WHAT THIS TASK INVOLVES: Determine which lines contain the word "components", then copy those lines.

-- START STORED DATA --

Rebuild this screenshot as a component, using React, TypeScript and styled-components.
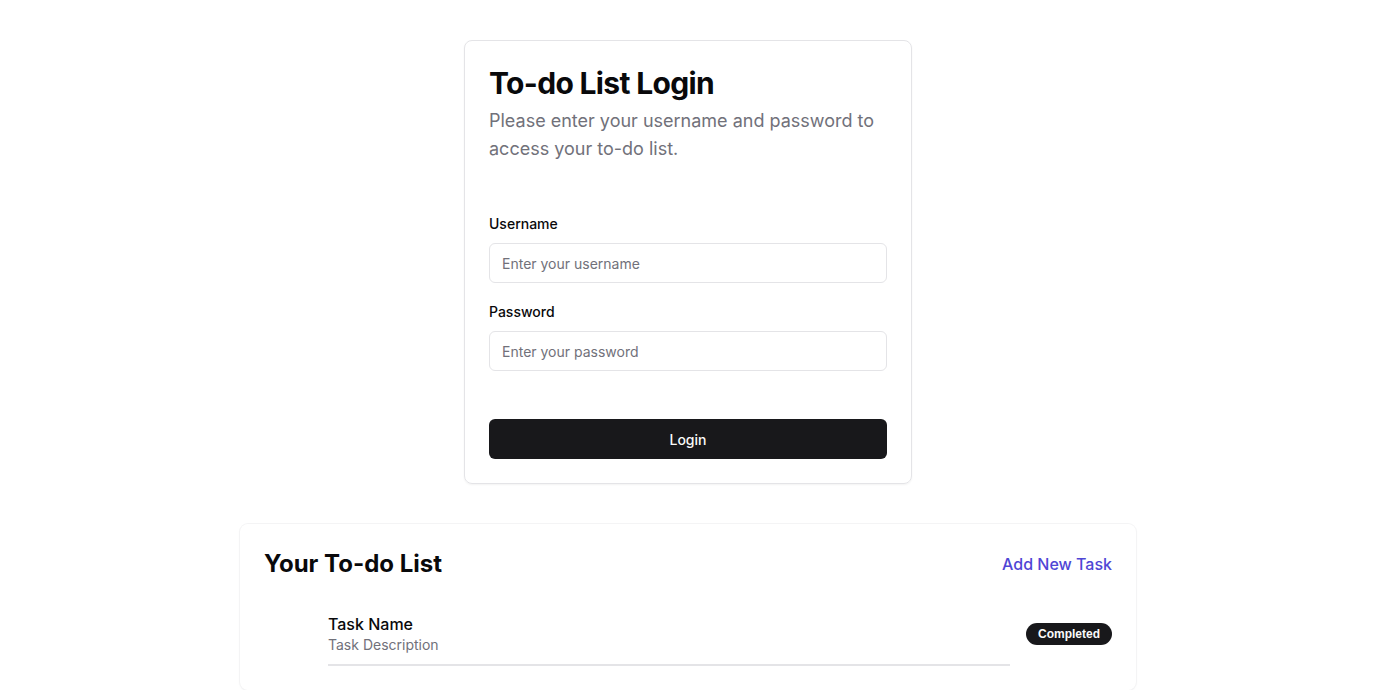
import React from "react";
import styled, { createGlobalStyle } from "styled-components";

const Global = createGlobalStyle`
  * { box-sizing: border-box; }
  body {
    margin: 0;
    background: #ffffff;
    font-family: Inter, "Noto Sans", sans-serif;
    color: #09090b;
  }
`;

const Page = styled.main`
  display: flex;
  flex-direction: column;
  align-items: center;
  padding-top: 40px;
  gap: 40px;
`;

const LoginCard = styled.section`
  width: 448px;
  border: 1px solid #e4e4e7;
  border-radius: 8px;
  box-shadow: 0 1px 2px rgba(0, 0, 0, 0.05);
  padding: 24px;
  display: flex;
  flex-direction: column;
`;

const Title = styled.h1`
  margin: 0;
  font-size: 30px;
  line-height: 36px;
  font-weight: 700;
  letter-spacing: -0.022em;
`;

const Subtitle = styled.p`
  margin: 6px 0 0;
  font-size: 18px;
  line-height: 28px;
  color: #71717a;
`;

const Form = styled.form`
  margin-top: 51px;
  display: flex;
  flex-direction: column;
`;

const Field = styled.div<{ $first?: boolean }>`
  display: flex;
  flex-direction: column;
  gap: 9px;
  margin-top: ${(p) => (p.$first ? "0" : "19px")};
`;

const Label = styled.label`
  font-size: 14px;
  line-height: 20px;
  font-weight: 500;
  color: #09090b;
`;

const Input = styled.input`
  height: 40px;
  width: 100%;
  border: 1px solid #e4e4e7;
  border-radius: 6px;
  padding: 0 12px;
  font-family: Inter, "Noto Sans", sans-serif;
  font-size: 14px;
  color: #09090b;
  background: #fff;
  outline: none;
  &::placeholder { color: #71717a; }
`;

const PrimaryButton = styled.button`
  margin-top: 48px;
  height: 40px;
  width: 100%;
  border: none;
  border-radius: 6px;
  background: #18181b;
  color: #fafafa;
  font-family: Inter, "Noto Sans", sans-serif;
  font-size: 14px;
  font-weight: 500;
  cursor: pointer;
`;

const ListCard = styled.section`
  width: 896px;
  border-radius: 8px;
  box-shadow: 0 0 0 1px #f4f4f5, 0 1px 3px rgba(0, 0, 0, 0.04);
  padding: 24px;
`;

const ListHeader = styled.div`
  display: flex;
  align-items: center;
  justify-content: space-between;
`;

const ListTitle = styled.h2`
  margin: 0;
  font-size: 24px;
  line-height: 32px;
  font-weight: 700;
`;

const AddLink = styled.a`
  font-size: 16px;
  line-height: 24px;
  font-weight: 500;
  color: #4f46d5;
  text-decoration: none;
  cursor: pointer;
`;

const TaskRow = styled.div`
  margin-top: 32px;
  padding-left: 64px;
  display: flex;
  align-items: flex-start;
  gap: 16px;
`;

const TaskBody = styled.div`
  flex: 1;
  padding-bottom: 10px;
  border-bottom: 2px solid #e4e4e7;
  display: flex;
  flex-direction: column;
`;

const TaskName = styled.span`
  font-size: 16px;
  line-height: 24px;
  font-weight: 500;
  color: #09090b;
`;

const TaskDesc = styled.span`
  font-size: 14px;
  line-height: 18px;
  color: #71717a;
`;

const Badge = styled.span`
  margin-top: 11px;
  display: inline-flex;
  align-items: center;
  height: 22px;
  padding: 0 12px;
  border-radius: 999px;
  background: #18181b;
  color: #fafafa;
  font-family: "Liberation Sans", Arial, sans-serif;
  font-size: 12px;
  font-weight: 700;
`;

export default function App() {
  return (
    <>
      <Global />
      <Page>
        <LoginCard>
          <Title>To-do List Login</Title>
          <Subtitle>
            Please enter your username and password to access your to-do list.
          </Subtitle>
          <Form onSubmit={(e) => e.preventDefault()}>
            <Field $first>
              <Label htmlFor="username">Username</Label>
              <Input id="username" placeholder="Enter your username" />
            </Field>
            <Field>
              <Label htmlFor="password">Password</Label>
              <Input id="password" type="password" placeholder="Enter your password" />
            </Field>
            <PrimaryButton type="submit">Login</PrimaryButton>
          </Form>
        </LoginCard>
        <ListCard>
          <ListHeader>
            <ListTitle>Your To-do List</ListTitle>
            <AddLink>Add New Task</AddLink>
          </ListHeader>
          <TaskRow>
            <TaskBody>
              <TaskName>Task Name</TaskName>
              <TaskDesc>Task Description</TaskDesc>
            </TaskBody>
            <Badge>Completed</Badge>
          </TaskRow>
        </ListCard>
      </Page>
    </>
  );
}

-- END STORED DATA --

FINAL ANSWER:
Rebuild this screenshot as a component, using React, TypeScript and styled-components.
import styled, { createGlobalStyle } from "styled-components";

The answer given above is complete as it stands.